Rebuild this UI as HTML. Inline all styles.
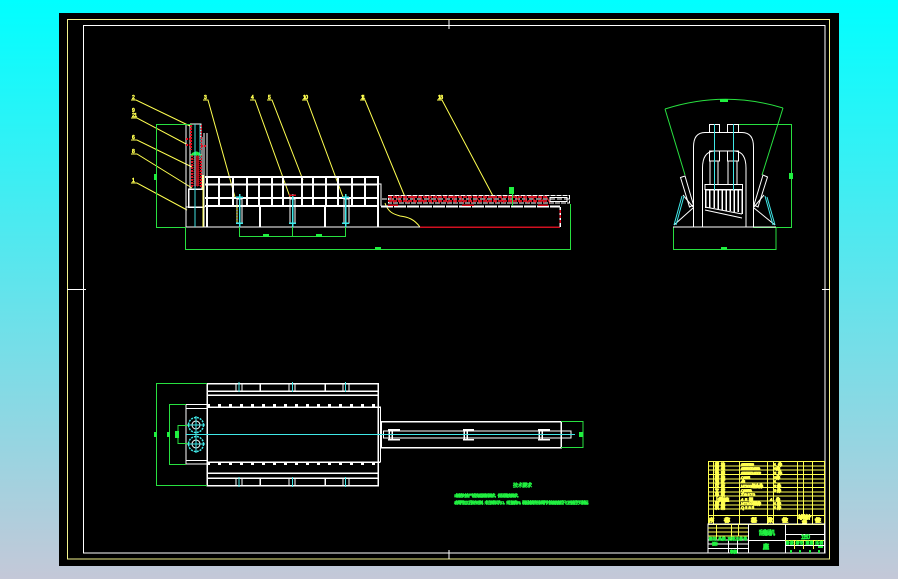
<!DOCTYPE html>
<html lang="zh">
<head>
<meta charset="utf-8">
<title>CAD</title>
<style>
html,body{margin:0;padding:0;width:898px;height:579px;overflow:hidden;background:linear-gradient(180deg,#00ffff 0%,#c4c8d8 100%);}
svg{position:absolute;left:0;top:0;display:block;}
text{font-family:"Liberation Sans","Noto Sans CJK SC",sans-serif;}
</style>
</head>
<body>
<svg width="898" height="579" viewBox="0 0 898 579" fill="none" shape-rendering="crispEdges">
<rect x="59" y="13" width="780" height="553" fill="#000"/>
<!-- frames -->
<rect x="67.5" y="19.5" width="762" height="539.5" stroke="#f4f48c" stroke-width="1"/>
<rect x="83.5" y="25.5" width="741.5" height="527.5" stroke="#fff" stroke-width="1"/>
<path d="M449 20V29M449 550V559M67 289.500H86M822 289.500H830" stroke="#fff"/>

<!-- leaders -->
<g stroke="#ffff50" stroke-width="1" shape-rendering="auto">
<path d="M131 100H136L192 127M131 118H137L188 145M131 140H137L192 167M131 154H137L192 188M131 183H137L187 210"/>
<path d="M203 100H208L235 197M250 100H255L290 197M267 100H272L303 180M302 100H307L343 197M360 100H365L405 197M437 100H442L493 196"/>
<path d="M385 203C388 212 393 214 400 216C408 217 414 219 420 227"/>
</g>
<g fill="#ffff50" stroke="#ffff50" stroke-width=".6" font-size="5">
<text x="132" y="99" textLength="4">2</text>
<text x="132" y="112" textLength="4">9</text>
<text x="132" y="117" textLength="5">21</text>
<text x="132" y="139" textLength="4">6</text>
<text x="132" y="153" textLength="5">8</text>
<text x="132" y="182" textLength="4">1</text>
<text x="204" y="99" textLength="4">3</text>
<text x="251" y="99" textLength="4">4</text>
<text x="268" y="99" textLength="4">5</text>
<text x="303" y="99" textLength="5">10</text>
<text x="361" y="99" textLength="4">11</text>
<text x="438" y="99" textLength="5">18</text>
</g>

<!-- front view: frame -->
<g stroke="#fff" stroke-width="2">
<path d="M205 177H379M205 184.500H379M205 198H379M205 206H379M378 176V227"/>
<path d="M219 177V206M233 177V206M247 177V206M259 177V206M272 177V206M283 177V206M302 177V206M313 177V206M326 177V206M338 177V206M352 177V206M365 177V206"/>
<path d="M207 176V227M260 206V227M325 206V227"/>
</g>
<path d="M186 227H420M379 184H381V206" stroke="#fff" stroke-width="1"/>
<!-- column -->
<g stroke="#fff" stroke-width="1">
<path d="M186 125V227M204 133V227M207 133V176M186 227H207"/>
<path d="M190 124H201V137M190 124V137"/>
<rect x="188.500" y="189" width="15" height="18" stroke-width="1.500"/>
<path d="M190 137V189M202 137V189M186 207H205"/>
</g>
<g stroke="#e01020" stroke-width="2" stroke-dasharray="2 1">
<path d="M191 125V150M201 125V150M186 139H191M201 146H206M192 155V188M201 155V188M186 145H191"/>
</g>
<path d="M196 156H199V186H194V156" fill="#a01018" stroke="#e01020" stroke-dasharray="1 1"/>
<path d="M191 155Q196 149 201 155Z" fill="#20f040" stroke="#20f040"/>
<path d="M195 124V227" stroke="#40e0e0" stroke-width="1"/>
<path d="M200 124V160" stroke="#40e0e0" stroke-width="1"/>
<path d="M203 175V227" stroke="#ffff50" stroke-width="1"/>

<!-- cylinders -->
<g stroke="#fff" stroke-width="1">
<rect x="237" y="199" width="5" height="24"/>
<rect x="290" y="199" width="5" height="24"/>
<rect x="344" y="199" width="5" height="24"/>
</g>
<g stroke="#40e8e8" stroke-width="1.500">
<path d="M239.500 194V227M292.500 194V227M345.500 194V227M236 197H243M236 223H243M289 223H296M342 197H349M342 223H349"/>
</g>
<path d="M289 195H296" stroke="#e01020" stroke-width="1.500"/>
<path d="M237 205V222" stroke="#ffff50" stroke-dasharray="2 1"/>

<!-- bed -->
<rect x="388.500" y="195.500" width="181" height="7.500" stroke="#fff" stroke-dasharray="5 1"/>
<path d="M382 199H570" stroke="#fff" stroke-dasharray="5 2"/>
<path d="M388 197H548M388 201H548" stroke="#d01020" stroke-width="2" stroke-dasharray="4 1"/>
<path d="M390 196L394 203M396 196L400 203M404 196L408 203M412 196L416 203M420 196L424 203M428 196L432 203M436 196L440 203M444 196L448 203M452 196L456 203M460 196L464 203M468 196L472 203M476 196L480 203M484 196L488 203M492 196L496 203M500 196L504 203M508 196L512 203M516 196L520 203M524 196L528 203M532 196L536 203M540 196L544 203M546 196L550 203" stroke="#f02030" shape-rendering="auto"/>
<rect x="550" y="197.500" width="17" height="4" stroke="#fff"/>
<path d="M381 206.500H560" stroke="#fff" stroke-width="2" stroke-dasharray="12 1"/>
<path d="M388 205H398M462 205H474M538 205H548" stroke="#e01020" stroke-width="1.500"/>
<path d="M420 227H560" stroke="#d01020" stroke-width="1.500"/>
<path d="M560 207V227" stroke="#fff" stroke-width="1.500"/>
<path d="M560 210V224" stroke="#e01020" stroke-width="1.500" stroke-dasharray="3 2"/>

<!-- front view dims -->
<g stroke="#28e040" stroke-width="1">
<path d="M192 124.500H156.500V227.500H186M185.500 227V249.500H570.500V204"/>
<path d="M239.500 227V236.500H345.500V227M292.500 227V236.500"/>
<path d="M512.500 188V206"/>
</g>
<g fill="#20f040">
<rect x="154" y="174" width="3" height="6"/>
<rect x="263" y="234" width="6" height="3"/>
<rect x="316" y="234" width="6" height="3"/>
<rect x="375" y="247" width="6" height="3"/>
<rect x="509" y="187" width="5" height="7"/>
</g>

<!-- side view -->
<g stroke="#28e040" stroke-width="1" shape-rendering="auto">
<path d="M665 109Q724 90 783 108"/>
<path d="M665 109L685 175M783 108L762 175"/>
</g>
<g stroke="#28e040" stroke-width="1">
<path d="M738 124.500H791.500V227.500H753M673.500 227V249.500H776V227"/>
</g>
<g fill="#20f040">
<rect x="720" y="99" width="8" height="3"/>
<rect x="789" y="173" width="4" height="6"/>
<rect x="721" y="247" width="6" height="3"/>
</g>
<g stroke="#fff" stroke-width="1" shape-rendering="auto">
<path d="M693.500 227V147Q693.500 132.500 705 132.500H742Q753.500 132.500 753.500 147V227"/>
<path d="M702.500 227V168Q702.500 152 714 151H735Q746 152 746 168V227"/>
<path d="M673 227H776"/>
<path d="M680.500 177.500L685 176L693.500 205L689.500 207Z"/>
<path d="M767.500 177L763 175L754 205L758 207Z"/>
<path d="M674 225L693 208M775 225L754 208M693 207L683 195M754 207L764 195"/>
<path d="M705 207L742 214M705 210L742 218"/>
</g>
<g stroke="#fff" stroke-width="1">
<rect x="709.500" y="124.500" width="10" height="8"/>
<rect x="727.500" y="124.500" width="11" height="8"/>
<rect x="709.500" y="151" width="10" height="10"/>
<rect x="727.500" y="151" width="11" height="10"/>
<path d="M710 161V184M718 161V184M728 161V184M737 161V184"/>
<rect x="705" y="184.500" width="37.500" height="5"/>
</g>
<g stroke="#fff" stroke-width="1.500">
<path d="M705.500 189V208M709.500 189V208M714 189V208M718 189V210M722 189V210M726 189V211M730 189V211M734 189V212M738 189V212M742 189V214M705 189.500H742"/>
</g>
<g stroke="#40e8e8" stroke-width="1" shape-rendering="auto">
<path d="M714.500 124V190M733.500 124V190"/>
<path d="M682 196L674 225M684 196L676 225M765 196L773 225M767 197L775 225"/>
</g>

<!-- plan view -->
<g stroke="#fff" stroke-width="1">
<rect x="207" y="383.500" width="171" height="102" stroke-width="1.500"/>
<path d="M207 391H378M207 395H378M207 407H380M207 462H380M207 473H378M207 478H378" stroke-width="1.500"/>
<path d="M260 383V391M325 383V391M260 478V485M325 478V485" stroke-width="1.500"/>
<rect x="186" y="404.500" width="21" height="59.500"/>
<path d="M186 408.500H207M186 460.500H207"/>
<path d="M378 407H380.500V462H378" />
<path d="M381 421.500H561V447.500H381M381 421V447" stroke-width="1.500"/>
<rect x="383.500" y="431" width="187.500" height="7"/>
<path d="M388 429.500H400M388 439.500H400M463 429.500H474M463 439.500H474M538 429.500H550M538 439.500H550" stroke-width="1.500"/>
<path d="M389 429V440M392 429V440M464 429V440M467 429V440M539 429V440M542 429V440" stroke-width="1.500"/>
</g>
<path d="M207 405.500H378M207 463.500H378" stroke="#fff" stroke-width="3" stroke-dasharray="3 8"/>
<g stroke="#40e8e8" stroke-width="1">
<path d="M186 434.500H575M239 382V392M292.500 382V392M345.500 382V392M239 477V487M292.500 477V487M345.500 477V487"/>
</g>
<g stroke="#fff" stroke-width="1">
<path d="M236 384V391M242 384V391M289 384V391M295 384V391M343 384V391M349 384V391M236 478V485M242 478V485M289 478V485M295 478V485M343 478V485M349 478V485"/>
</g>
<g stroke="#40e8e8" stroke-width="1.500" stroke-dasharray="2 1" shape-rendering="auto">
<circle cx="196" cy="425" r="7.500"/>
<circle cx="196" cy="444" r="7.500"/>
</g>
<circle cx="196" cy="425" r="4" stroke="#fff" shape-rendering="auto"/>
<circle cx="196" cy="444" r="4" stroke="#fff" shape-rendering="auto"/>
<path d="M187 425H205M196 416V434M187 444H205M196 435V453" stroke="#40e8e8"/>
<g stroke="#28e040" stroke-width="1">
<path d="M207 383.500H156.500V485.500H207"/>
<path d="M186 404.500H169.500V464.500H186"/>
<path d="M188 425.500H178V443.500H188"/>
<path d="M561 421.500H583V447.500H561"/>
</g>
<g fill="#20f040">
<rect x="154" y="432" width="3" height="5"/>
<rect x="167" y="432" width="3" height="5"/>
<rect x="175" y="431" width="4" height="7"/>
<rect x="579" y="432" width="4" height="5"/>
</g>

<!-- notes -->
<g fill="#20f040" stroke="#20f040" stroke-width=".6" shape-rendering="auto">
<text x="513" y="487" font-size="5" textLength="19">技术要求</text>
<text x="454" y="497" font-size="4" textLength="67">1.制造时应严格按照图纸要求，保证精度要求。</text>
<text x="454" y="504" font-size="4" textLength="137">2.各零件加工后应去毛刺，未注倒角均为C1，未注圆角R2，装配前清洗所有零件并检查各部位尺寸合格后方可装配。</text>
</g>

<!-- title block -->
<g stroke="#ffff50" stroke-width="1">
<rect x="708.500" y="461.500" width="116" height="63"/>
<path d="M708 466H824M708 470H824M708 474.500H824M708 479H824M708 483H824M708 487.500H824M708 492H824M708 496H824M708 501H824M708 505H824M708 509H824M708 515.500H824"/>
<path d="M713.500 461V524M739.500 461V524M767.500 461V524M773.500 461V524M797.500 461V524M803.500 461V515M812.500 461V524"/>
</g>
<g fill="#ffff50" stroke="#ffff50" stroke-width="1" font-size="4" shape-rendering="auto">
<text x="715" y="466" textLength="10">螺栓</text>
<text x="715" y="470" textLength="10">螺母</text>
<text x="715" y="474.500" textLength="10">垫圈</text>
<text x="715" y="479" textLength="10">销轴</text>
<text x="715" y="483" textLength="10">油缸</text>
<text x="715" y="487.500" textLength="10">压板</text>
<text x="715" y="492" textLength="10">立柱</text>
<text x="715" y="496" textLength="10">导轨</text>
<text x="715" y="501" textLength="14">上横梁座</text>
<text x="715" y="505" textLength="10">底座</text>
<text x="715" y="509" textLength="10">机架</text>
<text x="741" y="466" textLength="13">GB/T5782</text>
<text x="741" y="470" textLength="19">GB/T6170-2000</text>
<text x="741" y="474.500" textLength="20">GB/T97.1-2002</text>
<text x="741" y="479" textLength="9">Q235</text>
<text x="741" y="483" textLength="4">45</text>
<text x="741" y="487.500" textLength="22">HT200组合件</text>
<text x="741" y="492" textLength="11">Q235A</text>
<text x="741" y="496" textLength="14">ZG270</text>
<text x="741" y="501" textLength="12">45钢</text>
<text x="741" y="505" textLength="20">HT200铸件</text>
<text x="741" y="509" textLength="13">Q235</text>
<text x="774" y="466" textLength="8">1件</text>
<text x="774" y="470" textLength="6">1件</text>
<text x="774" y="474.500" textLength="8">2件</text>
<text x="774" y="479" textLength="6">2件</text>
<text x="774" y="483" textLength="5">1</text>
<text x="774" y="487.500" textLength="7">2件</text>
<text x="774" y="492" textLength="7">2件</text>
<text x="770" y="501" textLength="10">4件</text>
<text x="774" y="505" textLength="7">1件</text>
<text x="774" y="509" textLength="7">1件</text>
<text x="709" y="522" font-size="5" textLength="4">序</text>
<text x="724" y="522" font-size="5" textLength="6">名称</text>
<text x="751" y="522" font-size="5" textLength="6">材料</text>
<text x="768" y="522" font-size="5" textLength="5">数</text>
<text x="782" y="522" font-size="5" textLength="6">备注</text>
<text x="798" y="519" font-size="5" textLength="13">单件总计</text>
<text x="802" y="524" font-size="4" textLength="5">重量</text>
<text x="815" y="522" font-size="5" textLength="6">备注</text>
</g>
<g stroke="#fff" stroke-width="1">
<path d="M708 553V524H824.500V553M748.500 524V553M785.500 524V553"/>
<path d="M748 540.500H824M785 534.500H824M785 545.500H824M708 540H748M708 544H748M708 548.500H748"/>
<path d="M728.500 540V553M737.500 540V553"/>
</g>
<g stroke="#ffff50" stroke-width="1">
<path d="M708 528H748M708 532H748M708 536H748M716.500 524V540M731.500 524V540M738.500 524V536"/>
<path d="M785 540.500H824M794.500 540V549M803.500 540V549M813.500 540V549"/>
</g>
<g fill="#20f040" stroke="#20f040" stroke-width=".8" shape-rendering="auto">
<text x="759" y="535" font-size="6" textLength="16">刮板机</text>
<text x="763" y="549" font-size="6" textLength="6">上座</text>
<text x="801" y="539" font-size="6" textLength="9">1:60</text>
<text x="709" y="540" font-size="3.500" textLength="38">标记 处数 更改文件号</text>
<text x="712" y="545" font-size="3.500" textLength="6">设计</text>
<text x="730" y="553" font-size="3.500" textLength="7">审核</text>
<text x="786" y="544" font-size="3.500" textLength="37">阶段 标记 重量 比例</text>
</g>
<g fill="#20f040">
<rect x="818" y="546" width="5" height="2"/>
<rect x="790" y="550" width="2" height="3"/>
<rect x="799" y="550" width="2" height="3"/>
<rect x="809" y="550" width="2" height="3"/>
<rect x="818" y="550" width="2" height="3"/>
</g>
</svg>
</body>
</html>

————

◆ Your goal: Starting at the first line of the material, output exactly the lines up to and including the one with "20V29M449 550V559M67 289.500H86M822". Do not include the pictures.

◆ Written response:
Rebuild this UI as HTML. Inline all styles.
<!DOCTYPE html>
<html lang="zh">
<head>
<meta charset="utf-8">
<title>CAD</title>
<style>
html,body{margin:0;padding:0;width:898px;height:579px;overflow:hidden;background:linear-gradient(180deg,#00ffff 0%,#c4c8d8 100%);}
svg{position:absolute;left:0;top:0;display:block;}
text{font-family:"Liberation Sans","Noto Sans CJK SC",sans-serif;}
</style>
</head>
<body>
<svg width="898" height="579" viewBox="0 0 898 579" fill="none" shape-rendering="crispEdges">
<rect x="59" y="13" width="780" height="553" fill="#000"/>
<!-- frames -->
<rect x="67.5" y="19.5" width="762" height="539.5" stroke="#f4f48c" stroke-width="1"/>
<rect x="83.5" y="25.5" width="741.5" height="527.5" stroke="#fff" stroke-width="1"/>
<path d="M449 20V29M449 550V559M67 289.500H86M822 289.500H830" stroke="#fff"/>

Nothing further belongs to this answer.